◆ Written request: Reproduce every record below exactly as written, but leave out any pictures.

(Code that builds pages)
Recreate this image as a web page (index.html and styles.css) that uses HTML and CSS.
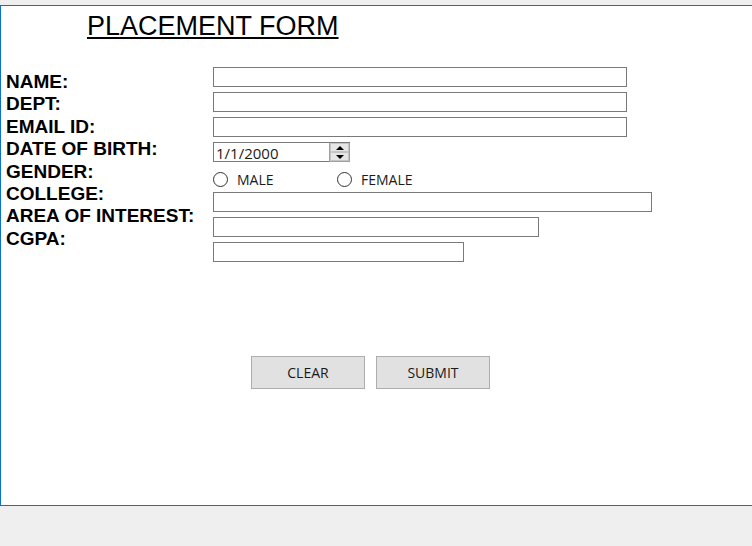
FILE: index.html
```html
<!DOCTYPE html>
<html>
<head>
<meta charset="utf-8">
<link rel="stylesheet" href="styles.css">
</head>
<body>
<div class="window">
  <h1 class="title">PLACEMENT FORM</h1>
  <div class="form">
    <div class="labels">
      <div class="label">NAME:</div>
      <div class="label">DEPT:</div>
      <div class="label">EMAIL ID:</div>
      <div class="label">DATE OF BIRTH:</div>
      <div class="label">GENDER:</div>
      <div class="label">COLLEGE:</div>
      <div class="label">AREA OF INTEREST:</div>
      <div class="label">CGPA:</div>
    </div>
    <div class="fields">
      <input class="box w-long" type="text">
      <input class="box w-long" type="text">
      <input class="box w-long" type="text">
      <div class="date">
        <span class="date-text">1/1/2000</span>
        <span class="spin">
          <span class="spin-btn"><span class="arrow-up"></span></span>
          <span class="spin-btn"><span class="arrow-down"></span></span>
        </span>
      </div>
      <div class="radios">
        <label class="radio r-male"><span class="circle"></span>MALE</label>
        <label class="radio"><span class="circle"></span>FEMALE</label>
      </div>
      <input class="box w-college" type="text">
      <input class="box w-area" type="text">
      <input class="box w-cgpa" type="text">
    </div>
  </div>
  <div class="buttons">
    <button class="btn">CLEAR</button>
    <button class="btn">SUBMIT</button>
  </div>
</div>
</body>
</html>
```
FILE: styles.css
```css
html, body {
  margin: 0;
  padding: 0;
  background: #efefef;
  overflow: hidden;
}
.window {
  margin-top: 5px;
  height: 501px;
  box-sizing: border-box;
  background: #ffffff;
  border-top: 1px solid #0a72c8;
  border-bottom: 1px solid #0a72c8;
  border-left: 1px solid #0a72c8;
}
.title {
  margin: 0;
  padding: 5px 0 0 86px;
  font-family: "Liberation Sans", Arial, sans-serif;
  font-weight: normal;
  font-size: 27px;
  line-height: 30px;
  text-decoration: underline;
  text-decoration-thickness: 2px;
  text-underline-offset: 2px;
  color: #000;
}
.form {
  display: flex;
  margin-top: 26px;
}
.labels {
  width: 212px;
  box-sizing: border-box;
  padding: 4px 0 0 5px;
  display: flex;
  flex-direction: column;
}
.label {
  font-family: "Liberation Sans", Arial, sans-serif;
  font-weight: bold;
  font-size: 19px;
  line-height: 22.4px;
  color: #000;
  white-space: nowrap;
}
.fields {
  display: flex;
  flex-direction: column;
  gap: 5px;
}
.box {
  display: block;
  margin: 0;
  padding: 0;
  height: 20px;
  box-sizing: border-box;
  border: 1px solid #7a7a7a;
  background: #fff;
  outline: none;
}
.w-long { width: 414px; }
.w-college { width: 439px; }
.w-area { width: 326px; }
.w-cgpa { width: 251px; }
.date {
  width: 137px;
  height: 20px;
  box-sizing: border-box;
  border: 1px solid #7a7a7a;
  border-right: none;
  display: flex;
  align-items: stretch;
  background: #fff;
}
.date-text {
  flex: 1;
  align-self: center;
  font-family: "Open Sans", "Noto Sans", sans-serif;
  font-size: 15px;
  line-height: 18px;
  padding-left: 2px;
  margin-top: 1px;
  color: #1a1a1a;
}
.spin {
  width: 21px;
  display: flex;
  flex-direction: column;
  box-sizing: border-box;
  border: 1px solid #a0a0a0;
  border-top: none;
  background: #e6e6e6;
  margin-bottom: -1px;
}
.spin-btn {
  flex: 1;
  display: flex;
  align-items: center;
  justify-content: center;
  border: 1px solid #c4c4c4;
  background: #e6e6e6;
}
.arrow-up {
  width: 0;
  height: 0;
  border-left: 4px solid transparent;
  border-right: 4px solid transparent;
  border-bottom: 4px solid #000;
}
.arrow-down {
  width: 0;
  height: 0;
  border-left: 4px solid transparent;
  border-right: 4px solid transparent;
  border-top: 4px solid #000;
}
.radios {
  display: flex;
  height: 20px;
  align-items: flex-start;
}
.radio {
  display: flex;
  align-items: flex-start;
  padding-top: 3px;
  font-family: "Open Sans", "Noto Sans", sans-serif;
  font-size: 14px;
  line-height: 20px;
  color: #1a1a1a;
}
.r-male { width: 124px; }
.circle {
  width: 13px;
  height: 13px;
  border: 1px solid #333;
  border-radius: 50%;
  background: #fff;
  margin-right: 9px;
  margin-top: 2px;
}
.buttons {
  display: flex;
  gap: 11px;
  padding-left: 250px;
  margin-top: 94px;
}
.btn {
  width: 114px;
  height: 33px;
  margin: 0;
  box-sizing: border-box;
  border: 1px solid #adadad;
  background: #e1e1e1;
  font-family: "Open Sans", "Noto Sans", sans-serif;
  font-size: 14px;
  color: #1a1a1a;
  padding: 0;
}
```
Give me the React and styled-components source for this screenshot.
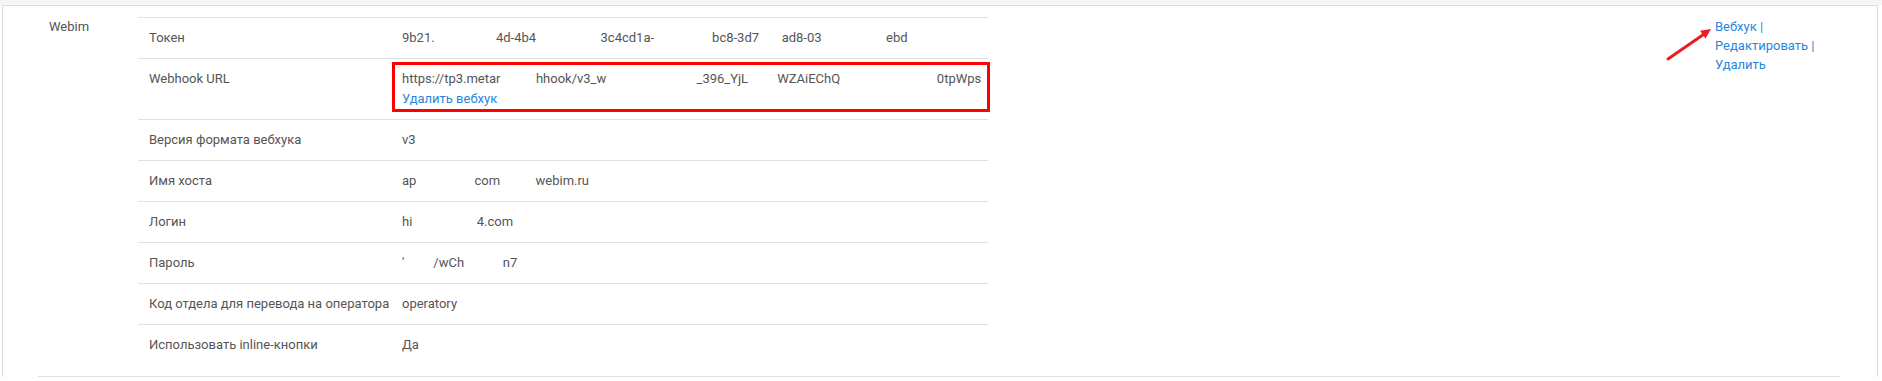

◆ Right answer:
Recreate this image as a web page (index.html and styles.css) that uses HTML and CSS.
FILE: index.html
```html
<!DOCTYPE html>
<html>
<head>
<meta charset="utf-8">
<link rel="stylesheet" href="styles.css">
</head>
<body>
<div class="window">
  <h1 class="title">PLACEMENT FORM</h1>
  <div class="form">
    <div class="labels">
      <div class="label">NAME:</div>
      <div class="label">DEPT:</div>
      <div class="label">EMAIL ID:</div>
      <div class="label">DATE OF BIRTH:</div>
      <div class="label">GENDER:</div>
      <div class="label">COLLEGE:</div>
      <div class="label">AREA OF INTEREST:</div>
      <div class="label">CGPA:</div>
    </div>
    <div class="fields">
      <input class="box w-long" type="text">
      <input class="box w-long" type="text">
      <input class="box w-long" type="text">
      <div class="date">
        <span class="date-text">1/1/2000</span>
        <span class="spin">
          <span class="spin-btn"><span class="arrow-up"></span></span>
          <span class="spin-btn"><span class="arrow-down"></span></span>
        </span>
      </div>
      <div class="radios">
        <label class="radio r-male"><span class="circle"></span>MALE</label>
        <label class="radio"><span class="circle"></span>FEMALE</label>
      </div>
      <input class="box w-college" type="text">
      <input class="box w-area" type="text">
      <input class="box w-cgpa" type="text">
    </div>
  </div>
  <div class="buttons">
    <button class="btn">CLEAR</button>
    <button class="btn">SUBMIT</button>
  </div>
</div>
</body>
</html>
```
FILE: styles.css
```css
html, body {
  margin: 0;
  padding: 0;
  background: #efefef;
  overflow: hidden;
}
.window {
  margin-top: 5px;
  height: 501px;
  box-sizing: border-box;
  background: #ffffff;
  border-top: 1px solid #0a72c8;
  border-bottom: 1px solid #0a72c8;
  border-left: 1px solid #0a72c8;
}
.title {
  margin: 0;
  padding: 5px 0 0 86px;
  font-family: "Liberation Sans", Arial, sans-serif;
  font-weight: normal;
  font-size: 27px;
  line-height: 30px;
  text-decoration: underline;
  text-decoration-thickness: 2px;
  text-underline-offset: 2px;
  color: #000;
}
.form {
  display: flex;
  margin-top: 26px;
}
.labels {
  width: 212px;
  box-sizing: border-box;
  padding: 4px 0 0 5px;
  display: flex;
  flex-direction: column;
}
.label {
  font-family: "Liberation Sans", Arial, sans-serif;
  font-weight: bold;
  font-size: 19px;
  line-height: 22.4px;
  color: #000;
  white-space: nowrap;
}
.fields {
  display: flex;
  flex-direction: column;
  gap: 5px;
}
.box {
  display: block;
  margin: 0;
  padding: 0;
  height: 20px;
  box-sizing: border-box;
  border: 1px solid #7a7a7a;
  background: #fff;
  outline: none;
}
.w-long { width: 414px; }
.w-college { width: 439px; }
.w-area { width: 326px; }
.w-cgpa { width: 251px; }
.date {
  width: 137px;
  height: 20px;
  box-sizing: border-box;
  border: 1px solid #7a7a7a;
  border-right: none;
  display: flex;
  align-items: stretch;
  background: #fff;
}
.date-text {
  flex: 1;
  align-self: center;
  font-family: "Open Sans", "Noto Sans", sans-serif;
  font-size: 15px;
  line-height: 18px;
  padding-left: 2px;
  margin-top: 1px;
  color: #1a1a1a;
}
.spin {
  width: 21px;
  display: flex;
  flex-direction: column;
  box-sizing: border-box;
  border: 1px solid #a0a0a0;
  border-top: none;
  background: #e6e6e6;
  margin-bottom: -1px;
}
.spin-btn {
  flex: 1;
  display: flex;
  align-items: center;
  justify-content: center;
  border: 1px solid #c4c4c4;
  background: #e6e6e6;
}
.arrow-up {
  width: 0;
  height: 0;
  border-left: 4px solid transparent;
  border-right: 4px solid transparent;
  border-bottom: 4px solid #000;
}
.arrow-down {
  width: 0;
  height: 0;
  border-left: 4px solid transparent;
  border-right: 4px solid transparent;
  border-top: 4px solid #000;
}
.radios {
  display: flex;
  height: 20px;
  align-items: flex-start;
}
.radio {
  display: flex;
  align-items: flex-start;
  padding-top: 3px;
  font-family: "Open Sans", "Noto Sans", sans-serif;
  font-size: 14px;
  line-height: 20px;
  color: #1a1a1a;
}
.r-male { width: 124px; }
.circle {
  width: 13px;
  height: 13px;
  border: 1px solid #333;
  border-radius: 50%;
  background: #fff;
  margin-right: 9px;
  margin-top: 2px;
}
.buttons {
  display: flex;
  gap: 11px;
  padding-left: 250px;
  margin-top: 94px;
}
.btn {
  width: 114px;
  height: 33px;
  margin: 0;
  box-sizing: border-box;
  border: 1px solid #adadad;
  background: #e1e1e1;
  font-family: "Open Sans", "Noto Sans", sans-serif;
  font-size: 14px;
  color: #1a1a1a;
  padding: 0;
}
```
Give me the React and styled-components source for this screenshot.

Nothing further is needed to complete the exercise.